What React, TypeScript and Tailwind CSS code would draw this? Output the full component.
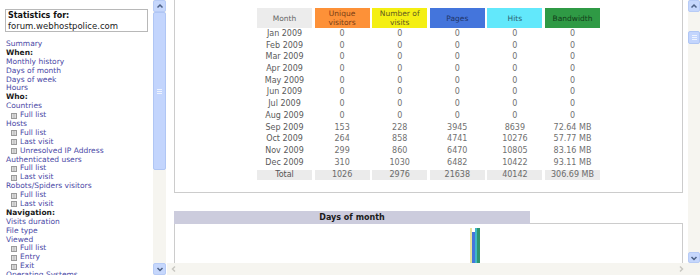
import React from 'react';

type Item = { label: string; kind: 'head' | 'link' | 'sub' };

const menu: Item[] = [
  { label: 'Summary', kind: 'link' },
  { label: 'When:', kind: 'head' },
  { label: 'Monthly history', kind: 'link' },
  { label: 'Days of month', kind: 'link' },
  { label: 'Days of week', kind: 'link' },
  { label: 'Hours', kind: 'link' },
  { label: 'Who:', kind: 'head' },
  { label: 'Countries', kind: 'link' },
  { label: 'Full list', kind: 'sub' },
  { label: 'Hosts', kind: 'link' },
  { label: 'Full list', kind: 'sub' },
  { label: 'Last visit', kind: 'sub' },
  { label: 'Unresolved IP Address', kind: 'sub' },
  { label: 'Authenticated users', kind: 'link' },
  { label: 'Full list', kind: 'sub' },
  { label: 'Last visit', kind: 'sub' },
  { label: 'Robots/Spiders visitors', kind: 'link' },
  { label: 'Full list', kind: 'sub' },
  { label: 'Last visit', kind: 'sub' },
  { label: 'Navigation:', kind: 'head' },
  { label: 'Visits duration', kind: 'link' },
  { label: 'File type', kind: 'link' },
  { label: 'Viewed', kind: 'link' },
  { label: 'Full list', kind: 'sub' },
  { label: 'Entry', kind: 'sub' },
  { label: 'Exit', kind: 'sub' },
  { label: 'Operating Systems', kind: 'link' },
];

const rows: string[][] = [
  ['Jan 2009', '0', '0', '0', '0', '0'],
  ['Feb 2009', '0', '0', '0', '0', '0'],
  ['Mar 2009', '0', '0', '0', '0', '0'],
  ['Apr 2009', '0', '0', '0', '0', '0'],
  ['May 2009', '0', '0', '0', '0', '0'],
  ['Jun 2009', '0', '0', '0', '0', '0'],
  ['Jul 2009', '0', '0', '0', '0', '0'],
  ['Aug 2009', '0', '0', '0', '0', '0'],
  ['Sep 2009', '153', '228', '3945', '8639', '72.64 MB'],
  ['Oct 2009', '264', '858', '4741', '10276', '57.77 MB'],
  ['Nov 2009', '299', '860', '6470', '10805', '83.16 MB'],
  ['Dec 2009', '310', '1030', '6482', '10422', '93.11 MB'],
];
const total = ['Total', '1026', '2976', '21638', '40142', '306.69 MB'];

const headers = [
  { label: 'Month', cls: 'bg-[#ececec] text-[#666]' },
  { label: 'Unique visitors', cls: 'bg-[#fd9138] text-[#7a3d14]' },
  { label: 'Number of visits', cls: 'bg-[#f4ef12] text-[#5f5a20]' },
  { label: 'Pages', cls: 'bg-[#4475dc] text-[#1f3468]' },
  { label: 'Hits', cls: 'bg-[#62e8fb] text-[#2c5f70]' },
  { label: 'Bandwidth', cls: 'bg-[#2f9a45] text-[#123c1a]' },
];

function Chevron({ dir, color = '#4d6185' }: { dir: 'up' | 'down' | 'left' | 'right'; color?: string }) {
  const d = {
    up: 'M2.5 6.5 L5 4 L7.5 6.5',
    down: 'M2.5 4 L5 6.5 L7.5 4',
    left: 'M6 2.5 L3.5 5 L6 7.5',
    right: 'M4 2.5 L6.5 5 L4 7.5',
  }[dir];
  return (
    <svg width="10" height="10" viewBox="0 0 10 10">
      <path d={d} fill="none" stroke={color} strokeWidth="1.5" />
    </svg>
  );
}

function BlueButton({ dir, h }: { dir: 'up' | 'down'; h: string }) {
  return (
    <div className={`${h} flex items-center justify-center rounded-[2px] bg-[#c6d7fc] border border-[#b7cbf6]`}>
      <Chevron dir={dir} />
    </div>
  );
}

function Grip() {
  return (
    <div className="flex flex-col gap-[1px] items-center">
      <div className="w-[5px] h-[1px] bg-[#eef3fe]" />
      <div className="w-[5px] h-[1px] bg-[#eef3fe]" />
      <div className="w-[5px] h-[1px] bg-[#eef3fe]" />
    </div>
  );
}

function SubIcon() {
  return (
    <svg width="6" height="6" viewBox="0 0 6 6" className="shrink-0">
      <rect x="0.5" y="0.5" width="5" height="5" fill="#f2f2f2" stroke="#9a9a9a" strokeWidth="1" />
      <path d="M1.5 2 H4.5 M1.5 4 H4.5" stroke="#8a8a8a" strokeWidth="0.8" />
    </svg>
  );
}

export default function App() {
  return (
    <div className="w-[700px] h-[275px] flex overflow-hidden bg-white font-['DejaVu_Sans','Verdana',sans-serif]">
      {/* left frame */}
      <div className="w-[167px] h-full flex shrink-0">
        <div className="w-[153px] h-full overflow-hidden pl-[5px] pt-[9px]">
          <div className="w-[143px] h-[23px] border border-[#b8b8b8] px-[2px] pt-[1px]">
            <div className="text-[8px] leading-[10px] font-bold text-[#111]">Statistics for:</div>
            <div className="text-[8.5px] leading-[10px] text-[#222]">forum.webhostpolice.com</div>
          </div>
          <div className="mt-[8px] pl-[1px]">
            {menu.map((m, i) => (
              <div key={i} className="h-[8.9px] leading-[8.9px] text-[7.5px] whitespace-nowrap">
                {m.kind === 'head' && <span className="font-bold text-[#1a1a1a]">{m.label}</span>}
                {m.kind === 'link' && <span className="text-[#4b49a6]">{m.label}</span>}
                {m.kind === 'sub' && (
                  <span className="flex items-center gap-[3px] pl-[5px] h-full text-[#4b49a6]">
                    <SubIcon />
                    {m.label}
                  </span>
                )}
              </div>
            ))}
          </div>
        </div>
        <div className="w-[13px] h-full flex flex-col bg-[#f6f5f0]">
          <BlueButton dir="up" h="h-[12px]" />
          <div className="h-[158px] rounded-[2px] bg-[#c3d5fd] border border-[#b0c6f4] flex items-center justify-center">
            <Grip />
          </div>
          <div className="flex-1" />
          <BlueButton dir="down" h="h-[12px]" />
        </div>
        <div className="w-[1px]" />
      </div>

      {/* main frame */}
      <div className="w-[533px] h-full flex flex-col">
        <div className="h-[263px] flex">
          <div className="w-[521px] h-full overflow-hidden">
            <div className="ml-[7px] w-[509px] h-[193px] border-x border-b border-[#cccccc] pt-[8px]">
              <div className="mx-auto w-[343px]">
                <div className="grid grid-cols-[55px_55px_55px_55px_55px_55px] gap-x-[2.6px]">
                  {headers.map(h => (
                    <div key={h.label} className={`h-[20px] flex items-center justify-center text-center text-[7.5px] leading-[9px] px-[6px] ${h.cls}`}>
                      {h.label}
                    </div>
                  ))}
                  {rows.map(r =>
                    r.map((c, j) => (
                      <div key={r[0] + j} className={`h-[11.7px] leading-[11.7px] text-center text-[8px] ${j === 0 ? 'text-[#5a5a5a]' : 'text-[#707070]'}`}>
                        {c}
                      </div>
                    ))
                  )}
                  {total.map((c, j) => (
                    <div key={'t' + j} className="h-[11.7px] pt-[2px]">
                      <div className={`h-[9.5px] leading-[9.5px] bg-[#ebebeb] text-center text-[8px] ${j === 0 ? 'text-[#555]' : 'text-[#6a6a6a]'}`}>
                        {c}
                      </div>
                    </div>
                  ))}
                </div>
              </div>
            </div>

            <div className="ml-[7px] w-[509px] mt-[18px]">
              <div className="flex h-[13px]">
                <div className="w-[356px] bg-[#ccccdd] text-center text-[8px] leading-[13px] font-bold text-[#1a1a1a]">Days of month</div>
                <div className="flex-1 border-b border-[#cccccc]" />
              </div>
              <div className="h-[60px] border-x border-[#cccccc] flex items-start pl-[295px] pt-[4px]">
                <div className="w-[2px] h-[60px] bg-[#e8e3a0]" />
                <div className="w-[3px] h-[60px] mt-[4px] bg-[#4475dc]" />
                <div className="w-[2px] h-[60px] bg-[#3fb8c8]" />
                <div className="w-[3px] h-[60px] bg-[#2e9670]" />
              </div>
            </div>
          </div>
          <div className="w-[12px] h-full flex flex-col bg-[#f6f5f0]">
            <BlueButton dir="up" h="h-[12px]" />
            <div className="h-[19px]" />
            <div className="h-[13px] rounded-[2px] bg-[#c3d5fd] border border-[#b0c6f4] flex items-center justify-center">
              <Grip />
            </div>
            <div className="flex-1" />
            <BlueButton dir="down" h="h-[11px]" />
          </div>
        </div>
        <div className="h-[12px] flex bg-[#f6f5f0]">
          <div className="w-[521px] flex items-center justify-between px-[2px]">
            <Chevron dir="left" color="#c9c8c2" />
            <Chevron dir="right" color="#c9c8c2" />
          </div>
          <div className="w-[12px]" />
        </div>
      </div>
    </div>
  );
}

# # # # # # #

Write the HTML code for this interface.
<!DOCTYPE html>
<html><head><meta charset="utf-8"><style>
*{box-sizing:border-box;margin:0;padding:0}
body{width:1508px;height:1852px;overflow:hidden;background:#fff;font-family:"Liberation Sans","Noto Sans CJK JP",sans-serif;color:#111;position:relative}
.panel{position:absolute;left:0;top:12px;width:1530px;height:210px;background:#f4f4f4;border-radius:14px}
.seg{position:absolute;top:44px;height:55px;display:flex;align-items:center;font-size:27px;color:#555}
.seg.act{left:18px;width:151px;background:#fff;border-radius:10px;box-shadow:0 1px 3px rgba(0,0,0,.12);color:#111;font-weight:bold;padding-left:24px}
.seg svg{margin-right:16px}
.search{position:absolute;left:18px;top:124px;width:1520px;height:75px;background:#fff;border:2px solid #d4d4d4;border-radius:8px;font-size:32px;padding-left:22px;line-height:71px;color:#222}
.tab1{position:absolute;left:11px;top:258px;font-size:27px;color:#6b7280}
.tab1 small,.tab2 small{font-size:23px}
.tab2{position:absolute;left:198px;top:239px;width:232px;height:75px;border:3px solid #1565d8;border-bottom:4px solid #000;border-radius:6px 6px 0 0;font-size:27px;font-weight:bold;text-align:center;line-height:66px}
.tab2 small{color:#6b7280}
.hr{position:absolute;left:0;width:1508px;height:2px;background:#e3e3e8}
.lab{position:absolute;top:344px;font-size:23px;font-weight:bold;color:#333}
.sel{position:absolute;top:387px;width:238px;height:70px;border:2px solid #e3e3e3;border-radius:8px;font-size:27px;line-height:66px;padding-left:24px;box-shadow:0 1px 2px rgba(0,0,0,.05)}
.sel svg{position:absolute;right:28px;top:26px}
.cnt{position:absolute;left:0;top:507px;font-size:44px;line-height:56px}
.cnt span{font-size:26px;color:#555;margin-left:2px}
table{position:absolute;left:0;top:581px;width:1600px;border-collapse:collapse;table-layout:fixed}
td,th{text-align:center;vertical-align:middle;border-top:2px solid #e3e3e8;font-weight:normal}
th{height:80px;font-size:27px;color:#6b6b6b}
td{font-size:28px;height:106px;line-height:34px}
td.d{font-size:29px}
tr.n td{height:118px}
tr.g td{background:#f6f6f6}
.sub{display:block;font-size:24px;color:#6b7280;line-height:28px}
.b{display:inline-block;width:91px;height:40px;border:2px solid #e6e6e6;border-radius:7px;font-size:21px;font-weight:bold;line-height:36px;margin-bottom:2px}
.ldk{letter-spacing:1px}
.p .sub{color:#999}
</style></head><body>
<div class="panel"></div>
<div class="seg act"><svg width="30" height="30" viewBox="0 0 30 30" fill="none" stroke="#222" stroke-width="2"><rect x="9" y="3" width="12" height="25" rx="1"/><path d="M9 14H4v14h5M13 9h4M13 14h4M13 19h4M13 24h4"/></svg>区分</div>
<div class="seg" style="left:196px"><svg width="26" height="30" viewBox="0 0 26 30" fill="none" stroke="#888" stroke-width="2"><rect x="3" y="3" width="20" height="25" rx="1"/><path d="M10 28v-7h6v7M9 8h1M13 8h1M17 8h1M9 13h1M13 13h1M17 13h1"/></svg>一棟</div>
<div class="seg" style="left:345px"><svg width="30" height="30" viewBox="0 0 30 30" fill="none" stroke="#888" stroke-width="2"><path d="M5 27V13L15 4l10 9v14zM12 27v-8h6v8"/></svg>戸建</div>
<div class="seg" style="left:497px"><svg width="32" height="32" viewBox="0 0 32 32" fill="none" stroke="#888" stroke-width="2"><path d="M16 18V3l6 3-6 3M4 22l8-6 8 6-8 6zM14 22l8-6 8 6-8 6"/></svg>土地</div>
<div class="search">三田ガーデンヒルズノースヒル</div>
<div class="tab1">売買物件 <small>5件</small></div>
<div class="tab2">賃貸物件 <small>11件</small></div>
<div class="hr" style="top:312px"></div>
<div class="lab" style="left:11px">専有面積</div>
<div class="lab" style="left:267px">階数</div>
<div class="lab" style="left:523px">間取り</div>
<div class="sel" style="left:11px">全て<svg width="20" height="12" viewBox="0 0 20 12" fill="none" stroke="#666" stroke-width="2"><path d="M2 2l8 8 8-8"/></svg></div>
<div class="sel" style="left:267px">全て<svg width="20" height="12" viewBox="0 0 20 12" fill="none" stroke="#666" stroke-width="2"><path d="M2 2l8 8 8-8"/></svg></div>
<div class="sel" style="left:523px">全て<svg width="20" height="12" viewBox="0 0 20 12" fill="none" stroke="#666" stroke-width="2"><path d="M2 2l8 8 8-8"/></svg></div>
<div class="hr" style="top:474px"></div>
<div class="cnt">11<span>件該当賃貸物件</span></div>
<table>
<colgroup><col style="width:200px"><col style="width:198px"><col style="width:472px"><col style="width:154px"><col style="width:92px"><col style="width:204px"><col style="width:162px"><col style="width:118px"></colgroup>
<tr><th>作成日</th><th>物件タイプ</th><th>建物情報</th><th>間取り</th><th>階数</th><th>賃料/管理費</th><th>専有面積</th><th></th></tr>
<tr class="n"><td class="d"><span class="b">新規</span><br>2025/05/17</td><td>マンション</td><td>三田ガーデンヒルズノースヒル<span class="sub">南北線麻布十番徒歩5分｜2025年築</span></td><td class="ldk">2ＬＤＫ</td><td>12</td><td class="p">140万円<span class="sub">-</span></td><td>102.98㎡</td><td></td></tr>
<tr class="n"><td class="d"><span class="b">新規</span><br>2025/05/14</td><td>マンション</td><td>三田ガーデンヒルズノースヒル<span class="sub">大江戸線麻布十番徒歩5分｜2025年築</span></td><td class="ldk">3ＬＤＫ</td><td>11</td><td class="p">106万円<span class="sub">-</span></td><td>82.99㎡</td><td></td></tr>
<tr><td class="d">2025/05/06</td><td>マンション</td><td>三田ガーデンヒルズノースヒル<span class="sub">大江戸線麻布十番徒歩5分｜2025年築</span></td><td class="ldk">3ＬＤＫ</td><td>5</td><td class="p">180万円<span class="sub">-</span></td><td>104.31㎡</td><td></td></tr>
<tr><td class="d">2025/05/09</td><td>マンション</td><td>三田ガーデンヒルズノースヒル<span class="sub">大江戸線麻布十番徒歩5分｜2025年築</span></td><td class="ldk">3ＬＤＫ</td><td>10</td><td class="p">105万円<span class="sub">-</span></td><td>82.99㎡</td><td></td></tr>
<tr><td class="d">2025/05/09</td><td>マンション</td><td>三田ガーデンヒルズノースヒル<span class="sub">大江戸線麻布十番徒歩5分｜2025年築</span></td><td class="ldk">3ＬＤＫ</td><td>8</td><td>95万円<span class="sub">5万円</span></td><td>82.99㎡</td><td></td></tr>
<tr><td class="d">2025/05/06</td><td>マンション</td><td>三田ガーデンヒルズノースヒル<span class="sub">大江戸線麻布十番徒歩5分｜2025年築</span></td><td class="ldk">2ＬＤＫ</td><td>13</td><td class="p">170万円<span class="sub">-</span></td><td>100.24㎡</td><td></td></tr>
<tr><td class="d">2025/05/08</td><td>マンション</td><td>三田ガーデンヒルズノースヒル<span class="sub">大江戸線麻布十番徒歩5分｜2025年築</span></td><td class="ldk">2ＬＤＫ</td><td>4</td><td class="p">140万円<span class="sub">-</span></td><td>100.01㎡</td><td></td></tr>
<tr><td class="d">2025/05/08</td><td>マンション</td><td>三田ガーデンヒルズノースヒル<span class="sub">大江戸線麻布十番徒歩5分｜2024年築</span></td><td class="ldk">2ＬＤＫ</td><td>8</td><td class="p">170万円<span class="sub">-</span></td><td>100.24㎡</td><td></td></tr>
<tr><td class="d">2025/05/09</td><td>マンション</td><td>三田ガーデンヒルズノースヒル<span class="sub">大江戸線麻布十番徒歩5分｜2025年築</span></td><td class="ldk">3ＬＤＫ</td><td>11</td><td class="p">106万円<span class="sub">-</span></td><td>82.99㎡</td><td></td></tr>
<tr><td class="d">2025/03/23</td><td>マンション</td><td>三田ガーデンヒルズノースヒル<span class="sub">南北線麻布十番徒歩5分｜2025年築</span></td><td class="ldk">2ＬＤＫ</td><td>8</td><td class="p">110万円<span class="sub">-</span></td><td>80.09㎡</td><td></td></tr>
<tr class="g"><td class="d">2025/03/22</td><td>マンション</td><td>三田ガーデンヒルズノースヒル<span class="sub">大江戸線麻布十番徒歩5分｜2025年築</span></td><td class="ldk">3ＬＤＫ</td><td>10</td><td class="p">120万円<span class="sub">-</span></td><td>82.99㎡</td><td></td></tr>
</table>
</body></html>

# # # # # # #

> WHAT TO WORK ON:
Return all lines of the material above in which the word "this" occurs.

> EXPECTED ANSWER:
What React, TypeScript and Tailwind CSS code would draw this? Output the full component.
Write the HTML code for this interface.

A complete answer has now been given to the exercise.